TOMATO & SPINACH PASTA WITH PISTACHIO “PARMESAN"
GLUTEN FREE / VEGAN
TOMATO & SPINACH PASTA WITH PISTACHIO “PARMESAN
FOR THE PASTA:
2 cups cherry tomatoes
1 cup diced onions
1 large shallot, chopped
4 cloves garlic, mashed
1/4 cup olive oil
1 handful spinach, chopped
1 tsp salt
2 tablespoons italian seasoning
1 tsp honey
1 package pasta of choice (i used gluten free fusilli)
FOR THE PISTACHIO PARMESEAN:
1/2 cup pistachios (unsalted)
1 cup nutritional yeast
1/2 tsp sea salt
Prepare pasta according to package instructions and set aside.
In a medium pan, add the olive oil and turn on low/medium heat.
Add onions, garlic, and shallots. stir for about a few minutes, keeping an eye to make sure it doesn’t burn. While that’s cooking, place the tomatoes in a medium bowl.
Use your hands and crush the cherries (just squeeze them!).

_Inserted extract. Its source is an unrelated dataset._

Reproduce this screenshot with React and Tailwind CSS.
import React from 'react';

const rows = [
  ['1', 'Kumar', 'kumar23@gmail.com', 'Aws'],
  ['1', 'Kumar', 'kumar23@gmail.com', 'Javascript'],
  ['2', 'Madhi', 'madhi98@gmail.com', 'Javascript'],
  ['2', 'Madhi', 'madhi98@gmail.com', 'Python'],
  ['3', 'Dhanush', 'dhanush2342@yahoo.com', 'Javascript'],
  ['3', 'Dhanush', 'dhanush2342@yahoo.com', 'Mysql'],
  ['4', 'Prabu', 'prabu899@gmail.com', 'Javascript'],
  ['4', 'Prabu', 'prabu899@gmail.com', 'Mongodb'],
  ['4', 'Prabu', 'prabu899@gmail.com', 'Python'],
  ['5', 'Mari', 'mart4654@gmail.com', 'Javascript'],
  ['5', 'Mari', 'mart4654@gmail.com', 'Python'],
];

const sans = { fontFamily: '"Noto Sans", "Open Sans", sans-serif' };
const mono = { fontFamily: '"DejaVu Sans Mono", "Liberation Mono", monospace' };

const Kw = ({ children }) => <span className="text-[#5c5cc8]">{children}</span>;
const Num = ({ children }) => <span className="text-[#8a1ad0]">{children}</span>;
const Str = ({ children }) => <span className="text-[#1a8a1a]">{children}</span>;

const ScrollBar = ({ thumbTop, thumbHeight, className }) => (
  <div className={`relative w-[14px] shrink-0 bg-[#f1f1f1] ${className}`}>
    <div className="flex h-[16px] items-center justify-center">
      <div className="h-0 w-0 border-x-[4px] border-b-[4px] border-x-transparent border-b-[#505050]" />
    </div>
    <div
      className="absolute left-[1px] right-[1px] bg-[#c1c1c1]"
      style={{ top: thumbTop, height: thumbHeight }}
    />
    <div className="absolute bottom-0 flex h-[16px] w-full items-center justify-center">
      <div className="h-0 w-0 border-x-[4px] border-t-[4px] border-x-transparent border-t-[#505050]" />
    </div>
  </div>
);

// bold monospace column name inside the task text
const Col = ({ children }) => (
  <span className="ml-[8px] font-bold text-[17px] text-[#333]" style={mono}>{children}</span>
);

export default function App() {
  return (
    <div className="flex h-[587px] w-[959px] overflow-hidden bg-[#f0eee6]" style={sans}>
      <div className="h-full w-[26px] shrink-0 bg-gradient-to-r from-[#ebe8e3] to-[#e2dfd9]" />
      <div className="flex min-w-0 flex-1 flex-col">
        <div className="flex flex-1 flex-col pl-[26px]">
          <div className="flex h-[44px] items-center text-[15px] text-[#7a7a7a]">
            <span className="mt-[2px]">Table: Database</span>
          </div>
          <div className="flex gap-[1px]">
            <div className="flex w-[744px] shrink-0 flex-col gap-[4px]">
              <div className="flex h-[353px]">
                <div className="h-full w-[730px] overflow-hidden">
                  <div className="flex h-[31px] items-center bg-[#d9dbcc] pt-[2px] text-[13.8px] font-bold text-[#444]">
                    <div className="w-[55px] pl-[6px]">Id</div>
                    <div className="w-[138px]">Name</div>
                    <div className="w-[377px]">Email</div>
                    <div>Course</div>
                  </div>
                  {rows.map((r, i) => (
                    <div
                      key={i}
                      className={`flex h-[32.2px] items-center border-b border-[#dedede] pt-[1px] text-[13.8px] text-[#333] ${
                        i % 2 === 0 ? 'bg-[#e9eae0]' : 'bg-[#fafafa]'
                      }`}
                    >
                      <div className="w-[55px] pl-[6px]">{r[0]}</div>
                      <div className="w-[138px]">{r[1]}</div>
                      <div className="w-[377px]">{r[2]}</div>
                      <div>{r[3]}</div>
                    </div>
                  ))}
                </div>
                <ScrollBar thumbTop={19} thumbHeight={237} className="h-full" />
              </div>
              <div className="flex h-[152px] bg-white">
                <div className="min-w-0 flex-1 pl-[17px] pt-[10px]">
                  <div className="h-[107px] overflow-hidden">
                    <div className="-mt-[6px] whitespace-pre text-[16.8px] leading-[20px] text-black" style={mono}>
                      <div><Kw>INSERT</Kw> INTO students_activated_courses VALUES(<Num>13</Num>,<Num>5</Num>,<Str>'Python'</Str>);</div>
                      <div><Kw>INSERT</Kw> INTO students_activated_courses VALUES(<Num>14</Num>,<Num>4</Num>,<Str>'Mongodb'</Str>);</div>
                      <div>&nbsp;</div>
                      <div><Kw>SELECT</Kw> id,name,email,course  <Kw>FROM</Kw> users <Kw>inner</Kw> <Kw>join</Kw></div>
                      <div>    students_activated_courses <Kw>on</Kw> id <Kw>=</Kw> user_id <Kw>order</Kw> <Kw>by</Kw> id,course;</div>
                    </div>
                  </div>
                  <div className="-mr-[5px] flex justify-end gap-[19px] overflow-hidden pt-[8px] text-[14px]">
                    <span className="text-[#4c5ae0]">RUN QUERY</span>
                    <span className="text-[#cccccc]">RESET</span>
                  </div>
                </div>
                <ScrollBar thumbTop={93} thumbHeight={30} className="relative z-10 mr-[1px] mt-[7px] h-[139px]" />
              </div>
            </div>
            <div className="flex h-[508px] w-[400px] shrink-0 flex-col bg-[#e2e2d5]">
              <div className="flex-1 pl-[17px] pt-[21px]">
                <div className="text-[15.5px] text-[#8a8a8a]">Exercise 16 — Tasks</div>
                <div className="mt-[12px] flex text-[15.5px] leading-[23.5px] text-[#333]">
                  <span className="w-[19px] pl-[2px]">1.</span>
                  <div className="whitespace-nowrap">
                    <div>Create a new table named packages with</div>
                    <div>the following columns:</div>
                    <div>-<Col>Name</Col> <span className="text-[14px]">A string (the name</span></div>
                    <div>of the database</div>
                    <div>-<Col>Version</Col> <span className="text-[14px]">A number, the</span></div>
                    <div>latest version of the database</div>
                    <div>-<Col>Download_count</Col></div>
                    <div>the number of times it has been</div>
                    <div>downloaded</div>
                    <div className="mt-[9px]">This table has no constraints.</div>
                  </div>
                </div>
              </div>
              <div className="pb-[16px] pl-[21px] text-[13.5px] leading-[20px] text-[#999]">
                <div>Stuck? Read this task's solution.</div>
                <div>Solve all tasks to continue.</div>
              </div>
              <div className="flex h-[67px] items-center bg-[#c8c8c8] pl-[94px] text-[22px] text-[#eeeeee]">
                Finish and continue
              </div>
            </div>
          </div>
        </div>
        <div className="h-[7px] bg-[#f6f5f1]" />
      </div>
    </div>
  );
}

Pour cherries into the sauce pan, along with chopped spinach, honey, Italian Seasoning, and salt.
Bring to a simmer and cover for 30 minutes.
To make pistachio parmesan, add ingredients to a food processor and pulse till you reach desired consistency.
Toss pasta with sauce and top with pistachio parmesan.